It happens when you least expect it: an encounter with a plant you have never seen before.
To a plant lover, unfamiliar species are never just faces in a crowd. Each has its own distinctive identity, habitat, and history. Each has properties both known and unknown, with the potential, perhaps, to cure diabetes, cancer and other diseases.
Economic botany focuses on the commercial uses of plants, whether for food, clothing, shelter, or medicine. Ethnobotany encompasses economic botany but adds a cultural dimension, including spiritual practices associated with plants.

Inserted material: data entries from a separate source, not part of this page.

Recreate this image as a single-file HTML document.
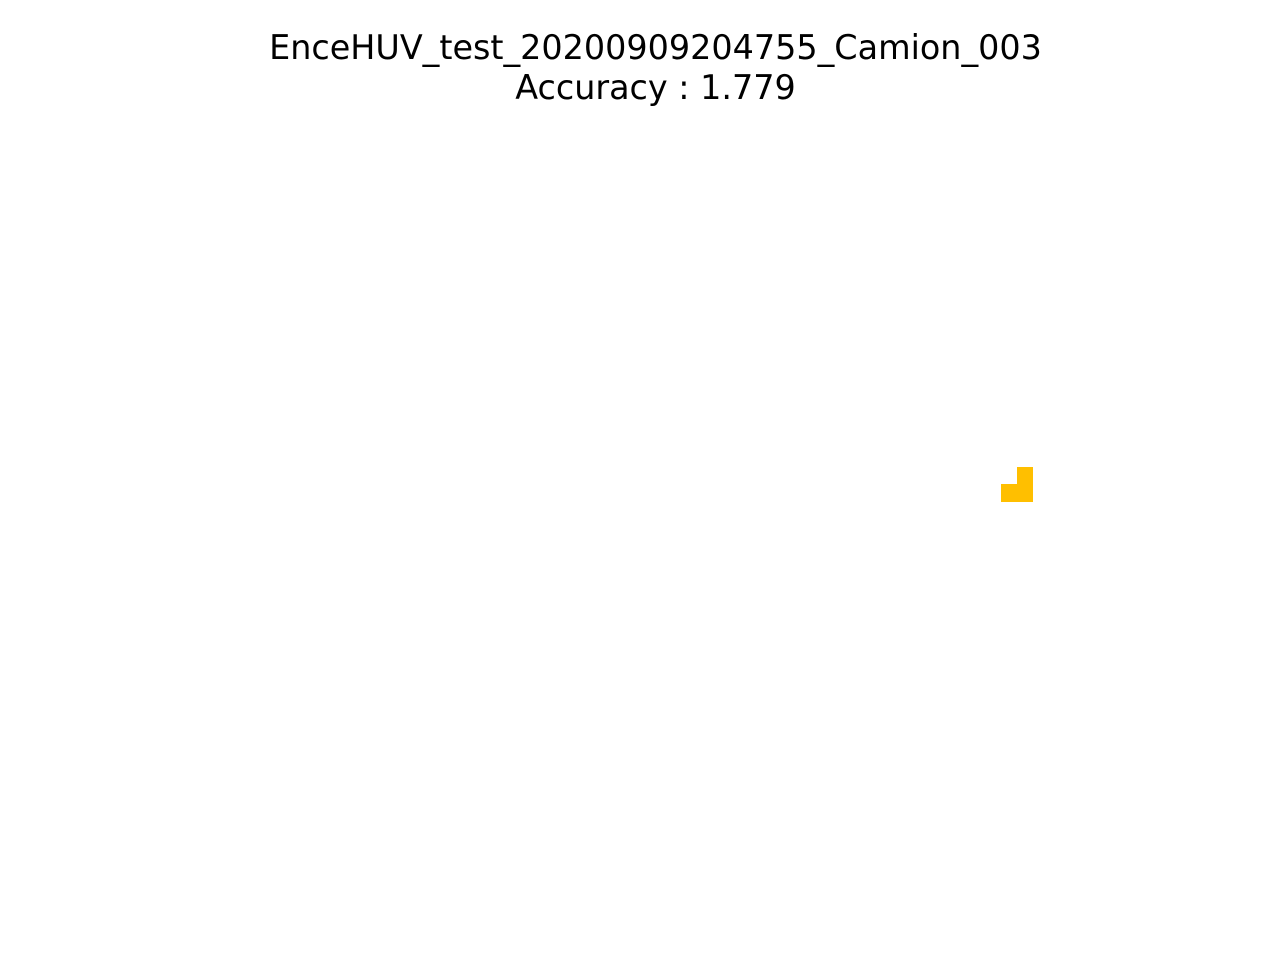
<!DOCTYPE html>
<html><head><style>
body{margin:0;width:1280px;height:960px;background:#fff;position:relative;overflow:hidden}
.t{position:absolute;left:0;width:1311px;text-align:center;font-family:"DejaVu Sans",sans-serif;font-size:33.4px;color:#000;line-height:40px;white-space:nowrap}
.r{position:absolute;background:#ffbf00}
</style></head><body>
<div class="t" style="top:28px">EnceHUV_test_20200909204755_Camion_003<br>Accuracy : 1.779</div>
<div class="r" style="left:1017px;top:467px;width:16px;height:35px"></div>
<div class="r" style="left:1001px;top:484px;width:16px;height:18px"></div>
</body></html>
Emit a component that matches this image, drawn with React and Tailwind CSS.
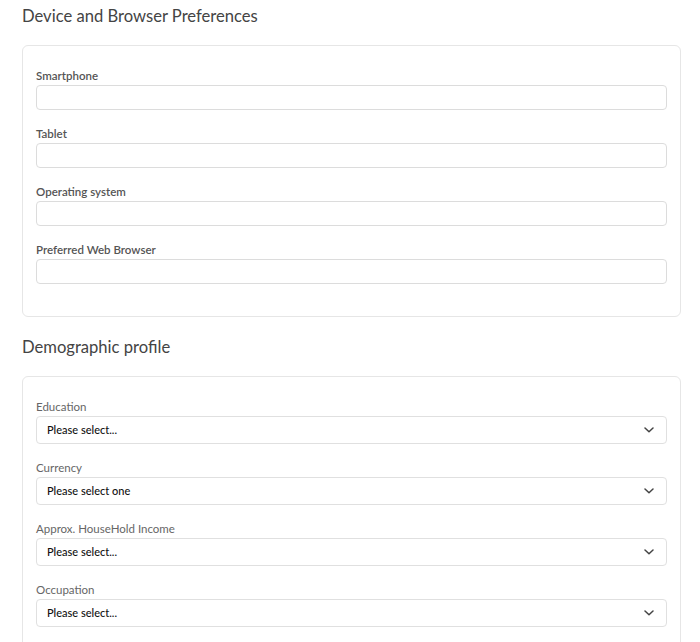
import React from "react";

const Chevron = () => (
  <svg width="10" height="6" viewBox="0 0 10 6" fill="none" className="shrink-0">
    <path d="M1 1l4 3.8L9 1" stroke="#444" strokeWidth="1.5" strokeLinecap="round" strokeLinejoin="round" />
  </svg>
);

function TextField({ label }) {
  return (
    <div className="mb-[17px]">
      <div className="text-[11.5px] leading-[14px] font-semibold text-[#555] mb-[2px]">{label}</div>
      <div className="h-[25px] border border-[#dcdcdc] rounded-[4px] bg-white"></div>
    </div>
  );
}

function SelectField({ label, value }) {
  return (
    <div className="mb-[17px]">
      <div className="text-[11.5px] leading-[14px] text-[#666] mb-[2px]">{label}</div>
      <div className="h-[28px] border border-[#e0e0e0] rounded-[4px] bg-white flex items-center justify-between pl-[10px] pr-[12px]">
        <span className="text-[11px] font-medium text-[#111]">{value}</span>
        <Chevron />
      </div>
    </div>
  );
}

export default function App() {
  return (
    <div className="bg-white min-h-[642px] pl-[22px] pr-[19px] pt-[4px]" style={{ fontFamily: "Lato, 'Noto Sans', sans-serif" }}>
      <h2 className="text-[16.6px] leading-[24px] text-[#444] font-normal">Device and Browser Preferences</h2>
      <div className="mt-[17px] border border-[#e6e6e6] rounded-[6px] px-[13px] pt-[23px] pb-[15px]">
        <TextField label="Smartphone" />
        <TextField label="Tablet" />
        <TextField label="Operating system" />
        <TextField label="Preferred Web Browser" />
      </div>
      <h2 className="mt-[18px] text-[16.6px] leading-[24px] text-[#444] font-normal">Demographic profile</h2>
      <div className="mt-[17px] border border-[#e6e6e6] rounded-[6px] px-[13px] pt-[23px] pb-[15px]">
        <SelectField label="Education" value="Please select..." />
        <SelectField label="Currency" value="Please select one" />
        <SelectField label="Approx. HouseHold Income" value="Please select..." />
        <SelectField label="Occupation" value="Please select..." />
      </div>
    </div>
  );
}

Take the wonga wonga vine (Pandorea pandorana), which I happened upon when driving down Sylvan Street, just west of Whitsett Avenue in North Hollywood. In front of a modest house, I see a mass of tubular, trumpet-like flowers with scalloped flares. Its leaves remind me of those on weeping fig (Ficus benjamina). I learn that wonga wonga vine is a cousin of the more commonly seen bower vine (Pandorea jasminoides), whose flowers are either pale pink or white. I have never had much luck with bower vine. It seems that it either gets too much sun, in which case it burns, or too much shade, in which case it barely flowers. But wonga wonga vine has a more robust look, and I learn that it has a reputation for toughness.
Wonga wonga vine, according to some reports, has the drought tolerance of bougainvillea. It is a bit more cold sensitive than bougainvillea but should have no problem making it through a typical Valley winter. It is native to a wide coastal strip that circumnavigates the continent of Australia.
Wonga wonga vine is also known as lance wood or spear wood and is used for making woomeras, spear-launching devices that have been employed by Australian aborigines for 5,000 years. Its botanical name, Pandorea, alludes to its seeds, whose box-like shape resembles the box of Pandora, a mythological figure who supposedly brought all manner of evil, including death — like the woomera killing apparatus — to humanity.
The wonga wonga in North Hollywood is being grown as a hedge, and I doubt that its wood will be turned into woomeras. In Australia, a 2-foot handheld woomera is crafted primarily to catapult spears but has other uses, too, and serves as a primitive sort of Swiss Army Knife. Its hollowed out portion can hold moisture-laden plants, whose water is sucked out as refreshment on a hot day, and other food items. A sharpened stone, at the tip of the woomera, serves as a cutting tool for slicing up food, wild game and wood for kindling. Finally, woomeras may be used as shields against boomerangs and other projectiles.
A noteworthy birthday floral bouquet
On her birthday, my wife received several gifts that included notable floral fare. A bouquet of roses was accented with a type of sea lavender or statice that is seldom found in nurseries, even though it is relatively easy to grow. Florist’s statice (Limonium platyphyllum)produces delicate sprays of papery bluish lavender flowers that can last for months in dry arrangements. As a garden perennial, it may persist for years. Gardeners are more familiar with common sea lavender (Limonium perezii), which possesses larger inflorescences and cabbage leaves. Sea lavenders are durable, water-thrifty plants. Indigenous to the Canary Islands, sea lavenders are halophytes, or salt-tolerant plants, and they have naturalized all along the California coast, sprouting up as volunteers on bluffs overlooking the ocean.
Baby’s breath (Gypsophila paniculata)is a staple of the floral trade, and I am curious as to why it has not found its way into our gardens. It would grow fine as a full-sun perennial under average Valley growing conditions, albeit requiring more water than drought-tolerant selections. I have only seen baby’s breath available in seed packets and never as a containerized plant, but perhaps some enterprising nursery will consider growing it. Who wouldn’t want baby’s breath in their garden? They are botanical kin to the Dianthus genus, which includes sweet Williams, Chinese pinks and carnations.
Most gardeners are familiar with white calla lilies (Zantedeschia aethiopica), but fewer may have seen golden calla (Zantedeschia elliottiana). The reason for this is that golden calla, in the manner of other colorful cannas, grow from tender rhizomes that rot if left in the ground after spathes, their colorful and curvaceous, modified leaves that are mistaken for flowers, and foliage disappear. To remedy this problem, lift rhizomes after leaves die back and store them in a cool, dry storage shed or garage until next February. Then you can replant them and enjoy another season of color.
Classic white Easter lilies (Lilium longiflorum), planted in the garden, should rebloom for several years, at least. Again, to ensure longevity, lift bulbs after leaves disappear and store until late winter when they can be planted out in the garden once again.